Penso que o que aconteceu neste Governo ao longo destes últimos quatro anos, e penso que irá continuar a acontecer e que teve um impacto grande na competitividade das empresas, foi em primeiro lugar o Programa Capitalizar. Penso que isso vai continuar. No fundo, são incentivos ao investimento e também à capitalização das empresas. Isso reforça a capacidade competitiva das empresas. Uma das fraquezas que as empresas portuguesas tinham eram baixos índices de autonomia financeira e melhoraram muito nos últimos anos. Outro aspeto é o reforço do apoio à inovação, à ciência e tecnologia e à investigação e desenvolvimento. Penso que esse reforço deve continuar neste Orçamento e é um fator que promove a competitividade – e não promove a competitividade só num muito longo prazo. Há e está a haver cada vez mais uma aceleração desse processo. O processo de transferência de tecnologia e de inovação está a ter resultados nas empresas muito mais rápidos do que no passado. Continuará a haver algumas áreas em que os processos são longos, mas o que as startup mostram é que as tecnologias desenvolvidas, ou a utilização dessas tecnologias, têm às vezes resultados muito rápidos.

Está, portanto, à espera de que a redução da carga fiscal continue a não ser uma prioridade?

Penso que a fiscalidade que reforça competitividade é a que aconteceu com o crédito fiscal ao investimento. Já aconteceu nos anos anteriores, com incentivos às empresas que reinvestem e às empresas que se capitalizam. Isso reforça a competitividade das empresas. Algumas coisas que se fala em termos de alterações fiscais não têm qualquer impacto na competitividade das empresas. No caso do IVA, como as empresas exportadoras recuperam o IVA, não o pagam. Há outros impostos que incidem sobre a eletricidade e que se forem diminuídos podem contribuir para reduzir os custos da fatura das empresas. Já o IVA, como as empresas o recuperam, não tem nenhum contributo para a competitividade das empresas, terá apenas um contributo para os cidadãos. Pode ter impacto para classes sociais mais baixas, tal como este Governo já fez, com a generalização da tarifa social, que de facto baixou o custo da eletricidade às pessoas de menores recursos. Isso são medidas que têm um interesse social e não têm um interesse de competitividade. Para a competitividade há que baixar o IRC de quem investe e baixar o IRS de quem trabalha, o que torna o país mais atrativo para atrair talento. Baixar impostos sobre o consumo não aumenta a competitividade. Como há um espaço fiscal limitado, não daria prioridade a esse género de baixa de impostos. O que também aumenta a competitividade é o aumento do investimento público, se for bem direccionado. Há planos de ferrovia, dos portos, no aeroporto de Lisboa. Ou seja, o Governo pode aumentar a competitividade tanto pelo investimento público como pelas reduções de impostos que recaem sobre os factores de produção.

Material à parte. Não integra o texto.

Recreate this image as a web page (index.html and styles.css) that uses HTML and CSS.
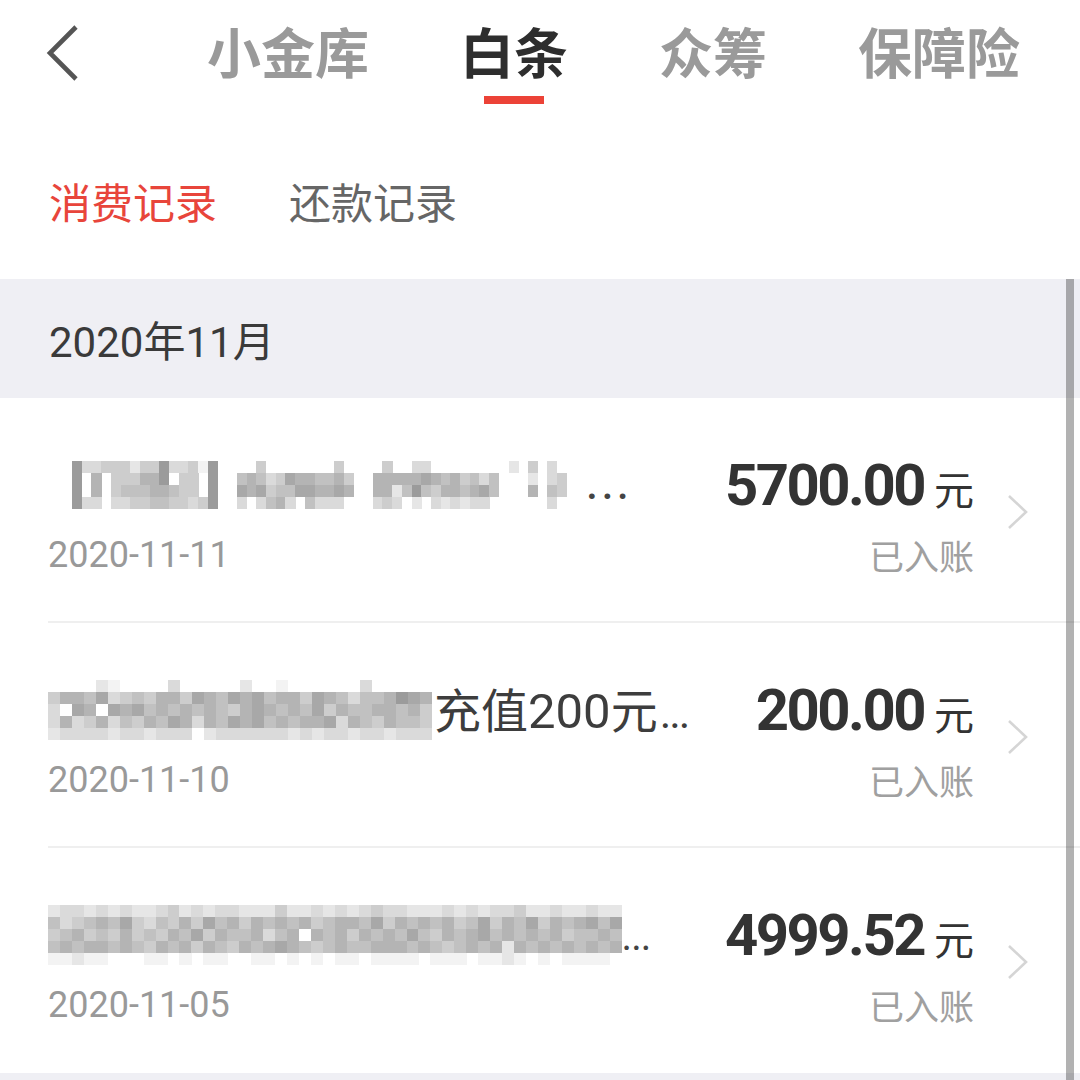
FILE: index.html
```html
<!DOCTYPE html>
<html lang="zh-CN">
<head>
<meta charset="utf-8">
<title>白条 消费记录</title>
<link rel="stylesheet" href="styles.css">
</head>
<body>
<div class="page">
  <header class="topbar">
    <svg class="back" width="36" height="58" viewBox="0 0 36 58"><path d="M31 3 L5 29 L31 55" fill="none" stroke="#555" stroke-width="4.6" stroke-linecap="butt" stroke-linejoin="miter"/></svg>
    <nav class="tabs">
      <div class="tab">小金库</div>
      <div class="tab active">白条<span class="bar"></span></div>
      <div class="tab">众筹</div>
      <div class="tab">保障险</div>
    </nav>
  </header>

  <div class="subtabs">
    <div class="subtab active">消费记录</div>
    <div class="subtab">还款记录</div>
  </div>

  <section class="list">
    <div class="month">2020年11月</div>

    <div class="row">
      <div class="left">
        <div class="title">
          <span class="mosaic m1" data-cw="9.7" data-ch="12" data-rows="833444244833418000040000000400004003300000000204030|806044466804408005653476655640066666765645350002034|806045556654408007674557766760066258546656750006054|833033445544348003035630533300034302032323300000030"></span>
          <span class="ell ell1">...</span>
        </div>
        <div class="date">2020-11-11</div>
      </div>
      <div class="right">
        <div class="amount"><span class="num">5700.00</span><span class="yuan">元</span></div>
        <div class="status">已入账</div>
      </div>
      <svg class="chev" width="22" height="36" viewBox="0 0 22 36"><path d="M2 2 L19 18 L2 34" fill="none" stroke="#d5d5d5" stroke-width="2.6"/></svg>
    </div>

    <div class="row">
      <div class="left">
        <div class="title">
          <span class="mosaic" data-cw="12" data-ch="12" data-rows="00002100003000002001000000300000|46657345466476576756647653556876|30760767565656546765657465566564|36346354657636576756566736546554|23333233233302333333232332332333"></span>
          <span class="txt">充值<span class="d">200</span>元<span class="d dots">...</span></span>
        </div>
        <div class="date">2020-11-10</div>
      </div>
      <div class="right">
        <div class="amount"><span class="num">200.00</span><span class="yuan">元</span></div>
        <div class="status">已入账</div>
      </div>
      <svg class="chev" width="22" height="36" viewBox="0 0 22 36"><path d="M2 2 L19 18 L2 34" fill="none" stroke="#d5d5d5" stroke-width="2.6"/></svg>
    </div>

    <div class="row last">
      <div class="left">
        <div class="title">
          <span class="mosaic" data-cw="11.95" data-ch="12" data-rows="233232322342323322242232323433222323233422322322|534565743546475646565645665746565645746574656757|456454645465746556356065646565754656756565645565|565665654656465465676545655666565456562656565656|112110001101011001101010110111101110112101011110"></span>
          <span class="ell">...</span>
        </div>
        <div class="date">2020-11-05</div>
      </div>
      <div class="right">
        <div class="amount"><span class="num">4999.52</span><span class="yuan">元</span></div>
        <div class="status">已入账</div>
      </div>
      <svg class="chev" width="22" height="36" viewBox="0 0 22 36"><path d="M2 2 L19 18 L2 34" fill="none" stroke="#d5d5d5" stroke-width="2.6"/></svg>
    </div>

    <div class="foot"></div>
    <div class="scrollbar"></div>
  </section>
</div>
<script src="script.js"></script>
</body>
</html>
```

FILE: styles.css
```css
html, body {
  margin: 0;
  padding: 0;
  background: #fff;
  overflow: hidden;
}
body {
  font-family: Roboto, "Noto Sans CJK SC", sans-serif;
  color: #333;
}
.page {
  width: 1080px;
  height: 1080px;
  overflow: hidden;
}

/* top bar */
.topbar {
  display: flex;
  align-items: flex-start;
  padding: 21px 0 0 45px;
}
.back {
  display: block;
  margin-top: 3px;
  flex: none;
}
.tabs {
  display: flex;
  gap: 91px;
  margin-left: 126px;
}
.tab {
  display: flex;
  flex-direction: column;
  align-items: center;
  font-family: "Noto Sans CJK SC", sans-serif;
  font-weight: 700;
  font-size: 54px;
  line-height: 60px;
  color: #9a9a9a;
}
.tab.active {
  color: #2e2e2e;
}
.bar {
  display: block;
  width: 60px;
  height: 8px;
  margin-top: 15px;
  background: #ec4237;
}

/* sub tabs */
.subtabs {
  display: flex;
  gap: 72px;
  padding: 72px 0 53px 49px;
}
.subtab {
  font-family: "Noto Sans CJK SC", sans-serif;
  font-size: 42px;
  line-height: 50px;
  color: #666;
}
.subtab.active {
  color: #e8453b;
}

/* list */
.list {
  position: relative;
}
.month {
  height: 119px;
  display: flex;
  align-items: center;
  padding-left: 49px;
  background: #efeff4;
  font-size: 42px;
  color: #3a3a3a;
}
.row {
  display: flex;
  align-items: center;
  margin-left: 48px;
  padding: 57px 51px 44px 0;
  border-bottom: 2px solid #efefef;
}
.row.last {
  border-bottom: 0;
  padding-bottom: 46px;
}
.left {
  flex: 1;
  min-width: 0;
  display: flex;
  flex-direction: column;
  gap: 18px;
}
.title {
  height: 60px;
  display: flex;
  align-items: center;
  font-size: 42px;
  color: #333;
  white-space: nowrap;
}
.mosaic {
  display: block;
  flex: none;
}
.mosaic svg {
  display: block;
}
.m1 {
  margin-left: 24px;
}
.ell {
  font-family: Roboto, sans-serif;
  font-size: 40px;
  line-height: 60px;
  color: #444;
  margin-top: 4px;
  letter-spacing: -1px;
}
.ell1 {
  margin-left: 20px;
  letter-spacing: 5px;
  font-weight: 700;
  font-size: 36px;
}
.txt {
  font-family: "Noto Sans CJK SC", sans-serif;
  font-size: 47px;
  line-height: 60px;
  color: #3d3d3d;
  margin-left: 2px;
}
.txt .d {
  font-family: Roboto, sans-serif;
  font-size: 49px;
}
.txt .dots {
  font-size: 44px;
  letter-spacing: -2px;
  margin-left: 2px;
}
.date {
  height: 44px;
  line-height: 44px;
  font-size: 36px;
  color: #999;
}
.right {
  display: flex;
  flex-direction: column;
  align-items: flex-end;
  gap: 18px;
}
.amount {
  height: 60px;
  display: flex;
  align-items: baseline;
  line-height: 60px;
}
.num {
  font-family: Roboto, sans-serif;
  font-weight: 700;
  font-size: 58px;
  letter-spacing: -2.5px;
  color: #333;
}
.yuan {
  font-family: "Noto Sans CJK SC", sans-serif;
  font-size: 40px;
  margin-left: 10px;
  color: #333;
}
.status {
  height: 44px;
  line-height: 44px;
  font-family: "Noto Sans CJK SC", sans-serif;
  font-size: 35px;
  color: #a0a0a0;
}
.chev {
  display: block;
  flex: none;
  margin-left: 33px;
  margin-bottom: 8px;
}
.foot {
  height: 7px;
  background: #efeff4;
}
.scrollbar {
  position: absolute;
  top: 0;
  bottom: 0;
  right: 6px;
  width: 8px;
  background: rgba(0, 0, 0, 0.3);
}
```

FILE: script.js
```js
(function () {
  var ns = 'http://www.w3.org/2000/svg';
  var els = document.querySelectorAll('.mosaic');
  for (var i = 0; i < els.length; i++) {
    var el = els[i];
    var cw = parseFloat(el.getAttribute('data-cw'));
    var ch = parseFloat(el.getAttribute('data-ch'));
    var rows = el.getAttribute('data-rows').split('|');
    var cols = 0;
    for (var r = 0; r < rows.length; r++) cols = Math.max(cols, rows[r].length);
    var svg = document.createElementNS(ns, 'svg');
    svg.setAttribute('width', (cols * cw).toFixed(1));
    svg.setAttribute('height', rows.length * ch);
    svg.setAttribute('shape-rendering', 'crispEdges');
    for (var y = 0; y < rows.length; y++) {
      var row = rows[y];
      for (var x = 0; x < row.length; x++) {
        var l = parseInt(row.charAt(x), 10);
        if (!l) continue;
        var g = Math.round(255 - l * 12.5);
        var rect = document.createElementNS(ns, 'rect');
        rect.setAttribute('x', (x * cw).toFixed(2));
        rect.setAttribute('y', y * ch);
        rect.setAttribute('width', (cw + 0.4).toFixed(2));
        rect.setAttribute('height', ch + 0.4);
        rect.setAttribute('fill', 'rgb(' + g + ',' + g + ',' + g + ')');
        svg.appendChild(rect);
      }
    }
    el.appendChild(svg);
  }
})();
```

Há garantias que este ciclo de crescimento que estamos a atravessar possa sobreviver a novos choques externos?

Há quatro anos, Portugal estava há 15 anos a crescer abaixo da média europeia. De repente está há quatro anos seguidos a crescer acima da média europeia e todas as instituições internacionais que em 2015 apontavam para que nos anos seguintes Portugal continuasse a crescer abaixo da média europeia, colocam hoje o país a crescer acima da média nos próximos anos. Neste momento, como estão a prever uma redução do crescimento europeu estão também a fazer previsões de Portugal continuar a crescer. Essa percepção do país gera não só mais crescimento no curto prazo, mas mais capacidade produtiva, que gera mais crescimento de médio e longo prazo. É nesse sentido que os resultados são positivos. O país tem que continuar a investir, tem que aumentar os níveis de poupança e investimento se quer garantir ritmos de crescimento maiores, tem que se manter aberto a receber pessoas para atenuar o efeito demográfico e tem que ter muita atenção aos desequilíbrios porque tem um nível de endividamento muito elevado. Conseguiu criar muita confiança nos mercados internacionais porque tem mantido défices baixos e tem feito um esforço de consolidação e tem conseguido reduzir o endividamento e isso dá confiança aos mercados. Essa confiança tem impacto na vida das pessoas porque a poupança de juros significa que há mais para gastar em saúde e educação. A poupança de juros significa também que as empresas se estão a financiar a custos mais baixos. Tem sido um factor muito importante e é um factor a manter.